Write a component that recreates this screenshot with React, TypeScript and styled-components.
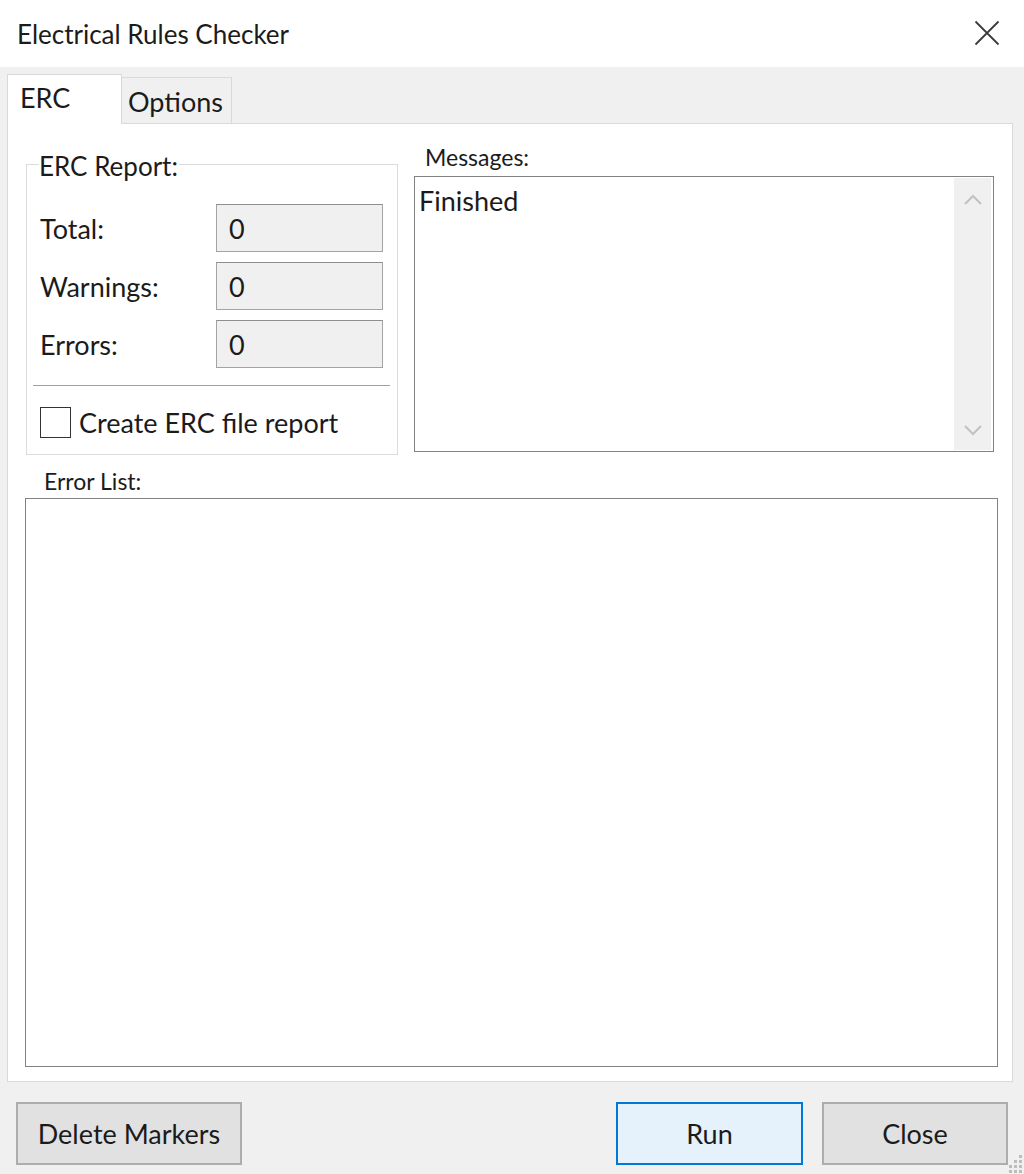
import React from "react";
import styled, { createGlobalStyle } from "styled-components";

const Global = createGlobalStyle`
  html, body { margin: 0; padding: 0; background: #f0f0f0; }
  * { box-sizing: border-box; }
  body { font-family: Lato, "Open Sans", sans-serif; color: #1a1a1a; }
`;

const Window = styled.div`
  position: relative;
  width: 1024px;
  height: 1174px;
  display: flex;
  flex-direction: column;
  background: #f0f0f0;
  overflow: hidden;
`;

const TitleBar = styled.div`
  height: 67px;
  flex: none;
  background: #ffffff;
  display: flex;
  align-items: center;
  justify-content: space-between;
  padding: 0 24px 0 17px;
`;

const Title = styled.div`
  font-size: 26px;
  color: #1b1b1b;
`;

const CloseX = styled.div`
  width: 26px;
  height: 26px;
  display: flex;
  align-items: center;
  justify-content: center;
  margin-top: -2px;
`;

const Body = styled.div`
  flex: 1;
  display: flex;
  flex-direction: column;
  padding: 7px 11px 9px 7px;
`;

const TabRow = styled.div`
  display: flex;
  align-items: flex-end;
  height: 49px;
  flex: none;
  position: relative;
  z-index: 1;
`;

const Tab = styled.div<{ $active?: boolean }>`
  font-size: 27px;
  line-height: 32px;
  display: flex;
  align-items: center;
  padding-left: ${(p) => (p.$active ? "12px" : "6px")};
  padding-top: ${(p) => (p.$active ? "0" : "3px")};
  width: ${(p) => (p.$active ? "115px" : "110px")};
  height: ${(p) => (p.$active ? "50px" : "46px")};
  margin-bottom: ${(p) => (p.$active ? "-1px" : "0")};
  background: ${(p) => (p.$active ? "#ffffff" : "#f0f0f0")};
  border: 1px solid #d9d9d9;
  border-bottom: none;
  border-left: ${(p) => (p.$active ? "1px solid #d9d9d9" : "none")};
  color: #1b1b1b;
  span { margin-top: ${(p) => (p.$active ? "-3px" : "0")}; }
`;

const Panel = styled.div`
  height: 959px;
  flex: none;
  background: #ffffff;
  border: 1px solid #d9d9d9;
  padding: 23px 14px 14px 18px;
  display: flex;
  flex-direction: column;
`;

const TopRow = styled.div`
  display: flex;
  gap: 16px;
  height: 315px;
  flex: none;
`;

const GroupBox = styled.fieldset`
  margin: 0;
  width: 372px;
  height: 308px;
  border: 1px solid #dcdcdc;
  padding: 0 7px 0 13px;
  display: flex;
  flex-direction: column;
`;

const Legend = styled.legend`
  font-size: 26px;
  padding: 4px 1px 0 0;
  margin-left: -1px;
  line-height: 30px;
  color: #1b1b1b;
`;

const Fields = styled.div`
  display: flex;
  flex-direction: column;
  gap: 10px;
  margin-top: 23px;
  padding-right: 7px;
`;

const FieldRow = styled.div`
  display: flex;
  align-items: center;
  justify-content: space-between;
  height: 48px;
`;

const FieldLabel = styled.div`
  font-size: 27px;
  color: #1b1b1b;
`;

const ValueBox = styled.div`
  width: 167px;
  height: 48px;
  background: #f0f0f0;
  border: 1px solid #a3a3a3;
  border-top-color: #8e8e8e;
  font-size: 27px;
  display: flex;
  align-items: center;
  padding-left: 12px;
  color: #1b1b1b;
`;

const Separator = styled.div`
  height: 1px;
  background: #a0a0a0;
  margin: 17px 0 0 -7px;
`;

const CheckRow = styled.label`
  display: flex;
  align-items: center;
  gap: 8px;
  height: 31px;
  margin-top: 21px;
  font-size: 27px;
  color: #1b1b1b;
`;

const CheckBox = styled.span`
  width: 31px;
  height: 31px;
  flex: none;
  border: 1px solid #333333;
  background: #ffffff;
  display: inline-block;
`;

const Column = styled.div`
  flex: 1;
  display: flex;
  flex-direction: column;
  padding-right: 4px;
`;

const SmallLabel = styled.div<{ $indent: number; $offset: number }>`
  font-size: 23px;
  color: #1b1b1b;
  height: 23px;
  line-height: 23px;
  padding-left: ${(p) => p.$indent}px;
  margin-top: ${(p) => p.$offset}px;
`;

const MessagesBox = styled.div`
  margin-top: 7px;
  height: 276px;
  border: 1px solid #828282;
  display: flex;
  padding: 1px 2px 1px 0;
`;

const MessagesText = styled.div`
  flex: 1;
  font-size: 27px;
  line-height: 32px;
  padding: 7px 0 0 4px;
  color: #1b1b1b;
`;

const ScrollBar = styled.div`
  width: 37px;
  background: #f0f0f0;
  display: flex;
  flex-direction: column;
  justify-content: space-between;
  align-items: center;
  padding: 16px 0 14px;
`;

const ErrorSection = styled.div`
  flex: 1;
  display: flex;
  flex-direction: column;
  margin-top: 19px;
`;

const ErrorBox = styled.div`
  flex: 1;
  margin-top: 5px;
  margin-left: -1px;
  border: 1px solid #828282;
  background: #ffffff;
`;

const Footer = styled.div`
  display: flex;
  align-items: center;
  margin-top: 20px;
  padding-left: 9px;
  padding-right: 5px;
  gap: 19px;
`;

const Button = styled.button<{ $primary?: boolean; $w: number }>`
  width: ${(p) => p.$w}px;
  height: 63px;
  font-family: inherit;
  font-size: 27px;
  color: #1b1b1b;
  background: ${(p) => (p.$primary ? "#e5f1fb" : "#e1e1e1")};
  border: ${(p) => (p.$primary ? "2px solid #0078d7" : "2px solid #adadad")};
  padding: 0;
  cursor: default;
`;

const Spacer = styled.div`
  flex: 1;
`;

const Grip = styled.svg`
  position: absolute;
  right: 1px;
  bottom: 1px;
`;

const Chevron = ({ up }: { up?: boolean }) => (
  <svg width="20" height="12" viewBox="0 0 20 12">
    <polyline
      points={up ? "2,10 10,2 18,10" : "2,2 10,10 18,2"}
      fill="none"
      stroke="#c2c2c2"
      strokeWidth="2"
    />
  </svg>
);

export default function App() {
  return (
    <>
      <Global />
      <Window>
        <TitleBar>
          <Title>Electrical Rules Checker</Title>
          <CloseX>
            <svg width="26" height="26" viewBox="0 0 26 26">
              <path d="M1.5 1.5 L24.5 24.5 M24.5 1.5 L1.5 24.5" stroke="#3b3b3b" strokeWidth="1.8" />
            </svg>
          </CloseX>
        </TitleBar>
        <Body>
          <TabRow>
            <Tab $active>
              <span>ERC</span>
            </Tab>
            <Tab>
              <span>Options</span>
            </Tab>
          </TabRow>
          <Panel>
            <TopRow>
              <GroupBox>
                <Legend>ERC Report:</Legend>
                <Fields>
                  <FieldRow>
                    <FieldLabel>Total:</FieldLabel>
                    <ValueBox>0</ValueBox>
                  </FieldRow>
                  <FieldRow>
                    <FieldLabel>Warnings:</FieldLabel>
                    <ValueBox>0</ValueBox>
                  </FieldRow>
                  <FieldRow>
                    <FieldLabel>Errors:</FieldLabel>
                    <ValueBox>0</ValueBox>
                  </FieldRow>
                </Fields>
                <Separator />
                <CheckRow>
                  <CheckBox />
                  Create ERC file report
                </CheckRow>
              </GroupBox>
              <Column>
                <SmallLabel $indent={11} $offset={-1}>Messages:</SmallLabel>
                <MessagesBox>
                  <MessagesText>Finished</MessagesText>
                  <ScrollBar>
                    <Chevron up />
                    <Chevron />
                  </ScrollBar>
                </MessagesBox>
              </Column>
            </TopRow>
            <ErrorSection>
              <SmallLabel $indent={18} $offset={-11}>Error List:</SmallLabel>
              <ErrorBox />
            </ErrorSection>
          </Panel>
          <Footer>
            <Button $w={226}>Delete Markers</Button>
            <Spacer />
            <Button $primary $w={187}>Run</Button>
            <Button $w={186}>Close</Button>
          </Footer>
        </Body>
        <Grip width="14" height="20" viewBox="0 0 14 20">
          {[
            [10, 2],
            [10, 7],
            [5, 7],
            [10, 12],
            [5, 12],
            [0, 12],
            [10, 17],
            [5, 17],
            [0, 17],
          ].map(([x, y], i) => (
            <rect key={i} x={x} y={y} width="3" height="3" fill="#bdbdbd" />
          ))}
        </Grip>
      </Window>
    </>
  );
}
+ + + + +
Within the listing above, work out how many lines contain the string "components", and reply with that number only.

### The response
2